Mr Dimba responded to matters raised around public awareness, education programmes, and low targets. On the 5% target on awareness, it was correct that the figure was based on historical work that had been done before the IR had been established. This was the work that had been done by civil society organisations that had been working in the area for a while, but also some surveys which showed that generally, South Africans were aware of the idea of the right to know. People would say, “Of course I have a right to know what government is doing”, but when they were asked about the legal instruments that enabled them to exercise the right to know it was largely found that people were not aware of the right itself in section 32 of the Constitution of the Republic of South Africa, 1996, as well as the enabling legislation being the PAIA. The IR expected that it would be the same with the POPIA and the PAIA currently. At the highest, the IR would have about 15% of the respondents indicating awareness of section 32 and the PAIA. The target was thus informed by that historical work but the IR wanted to push that level of awareness in accordance with what they had and the strategic plan to something around 25% at the end of the five-year period.

Regarding the content of educational programmes, the IR intended to be structured in how educational programmes were delivered on the PAIA and the POPIA. To this extent, the IR had engaged with institutions that they believed would be advantageous if they were to partner up with them. For instance, this included the Justice College, universities in South Africa, and the South African Local Government Association (SALGA) in terms of local government capacity building. The IR wanted to put in place sustainable programmes – not ad hoc training or education that tended to happen, but something that could be standardised and live beyond the plans of each of the institutions that were involved in this effort. The work was ongoing and would ideally lead to a place where the IR is able to provide accredited training programmes, but that was a long-term vision. For now, the IR would offer non-accredited training while they put in place systems to be able to offer accredited training in terms of the South African Qualifications Authority (SAQA) and National Qualifications Framework system.

On the issue of educational programmes catering for people with disabilities, the IR had taken an organisational position and policy that whatever public awareness programmes they ran, including webinars and seminars etc., they would always ensure that they had sign language interpretation. The IR had a standard arrangement with a certain provider, who was always present at the IR events and activities. The IR also made sure to produce all of their materials in braille. One would find the POPIA training manual available in braille, as well as other public awareness materials that the IR had produced in braille. The IR was quite intentional in how they made sure that they reached out to all parts of South African communities, and these were some of the ways that they achieved that.

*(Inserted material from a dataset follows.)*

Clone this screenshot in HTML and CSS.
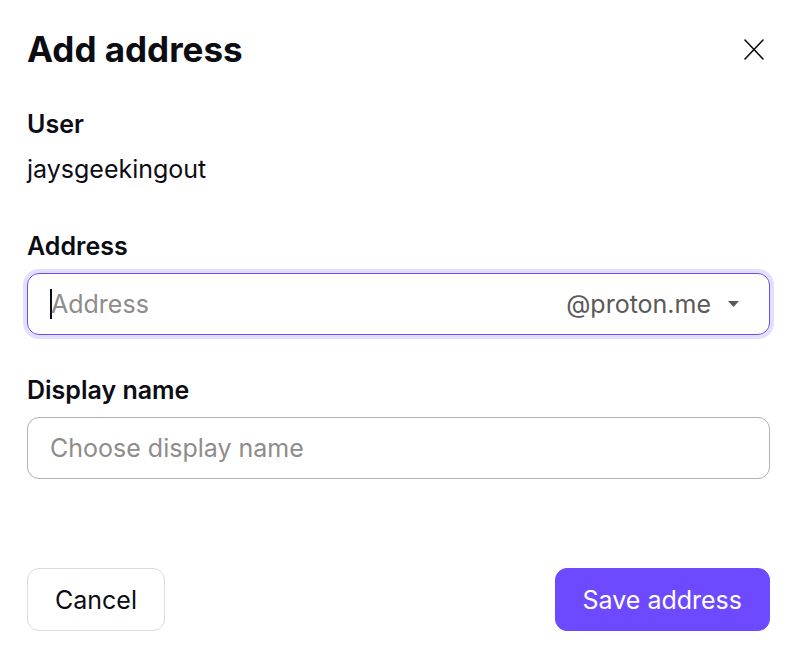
FILE: index.html
```html
<!DOCTYPE html>
<html lang="en">
<head>
<meta charset="utf-8">
<title>Add address</title>
<link rel="stylesheet" href="styles.css">
</head>
<body>
<div class="modal">
  <header class="modal-header">
    <h1 class="title">Add address</h1>
    <button class="close" aria-label="Close">
      <svg width="20" height="21" viewBox="0 0 20 21" fill="none" stroke="#0c0c14" stroke-width="1.6" stroke-linecap="round"><path d="M1 1 L19 20 M19 1 L1 20"/></svg>
    </button>
  </header>

  <div class="field field-user">
    <div class="label">User</div>
    <div class="value">jaysgeekingout</div>
  </div>

  <div class="field field-address">
    <div class="label">Address</div>
    <div class="input input-focus">
      <span class="caret"></span>
      <span class="placeholder grow">Address</span>
      <span class="domain">@proton.me</span>
      <svg class="chevron" width="11" height="6" viewBox="0 0 11 6"><path d="M0 0 H11 L5.5 6 Z" fill="#5c5958"/></svg>
    </div>
  </div>

  <div class="field field-display">
    <div class="label">Display name</div>
    <div class="input input-plain">
      <span class="placeholder">Choose display name</span>
    </div>
  </div>

  <footer class="actions">
    <button class="btn btn-outline">Cancel</button>
    <button class="btn btn-primary">Save address</button>
  </footer>
</div>
</body>
</html>
```

FILE: styles.css
```css
* { box-sizing: border-box; }
html, body { margin: 0; padding: 0; background: #ffffff; }
body {
  font-family: Inter, "Noto Sans", "Liberation Sans", sans-serif;
  color: #0c0c14;
}
.modal {
  padding: 28px 30px 0 27px;
  display: flex;
  flex-direction: column;
}
.modal-header {
  display: flex;
  justify-content: space-between;
  align-items: flex-start;
}
.title {
  margin: 0;
  font-size: 35px;
  line-height: 42px;
  font-weight: 700;
}
.close {
  border: 0;
  background: none;
  padding: 0;
  margin: 11px 6px 0 0;
  width: 20px;
  height: 21px;
  display: flex;
}
.field { display: flex; flex-direction: column; }
.field-user { margin-top: 39px; }
.label {
  font-size: 25px;
  line-height: 30px;
  font-weight: 600;
}
.value {
  margin-top: 15px;
  font-size: 25px;
  line-height: 30px;
}
.field-address { margin-top: 47px; }
.field-display { margin-top: 40px; }
.input {
  margin-top: 12px;
  border-radius: 12px;
  display: flex;
  align-items: center;
  padding: 0 30px 0 22px;
  font-size: 25px;
}
.input-focus {
  height: 62px;
  border: 1.5px solid #6d4aff;
  box-shadow: 0 0 0 4px #e4deff;
}
.input-plain {
  height: 62px;
  border: 1px solid #b3b0ae;
}
.caret {
  width: 2px;
  height: 30px;
  background: #0c0c14;
  margin-right: -1px;
}
.placeholder { color: #8f8c8a; }
.grow { flex: 1; }
.domain { color: #5c5958; }
.chevron { margin-left: 17px; }
.actions {
  margin-top: 89px;
  display: flex;
  justify-content: space-between;
}
.btn {
  height: 63px;
  border-radius: 12px;
  font-family: inherit;
  font-size: 25px;
  padding: 0 27px;
}
.btn-outline {
  background: #ffffff;
  border: 1px solid #dedbd9;
  color: #0c0c14;
}
.btn-primary {
  background: #6d4aff;
  border: 1px solid #6d4aff;
  color: #ffffff;
}
```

The Chairperson asked if Mr Dimba had looked at the risk of offering the unaccredited training courses because, generally, the perception amongst people was to equate the offering of unaccredited qualifications to thuggery. This was because quite a number of people had taken advantage of South Africans. Has the IR looked at the risk to the reputation of the institution?

Mr Dimba said yes, that was why the IR’s plan was to be in a position where they are able to offer accredited training. The process of being able to offer accredited training was a quite lengthy and involved one. There were a number of things that SAQA would want to see and that the IR would need to produce before they are able to be given the right to provide accredited training. There was thus a 12-month plan that the IR had put in place that would lead them to a point where they are able to offer accredited training. The IR had felt that given the demand that they had currently, particularly from public institutions that wanted training, they needed to be able to respond to that request to some extent while they had the formal process of accreditation unfolding.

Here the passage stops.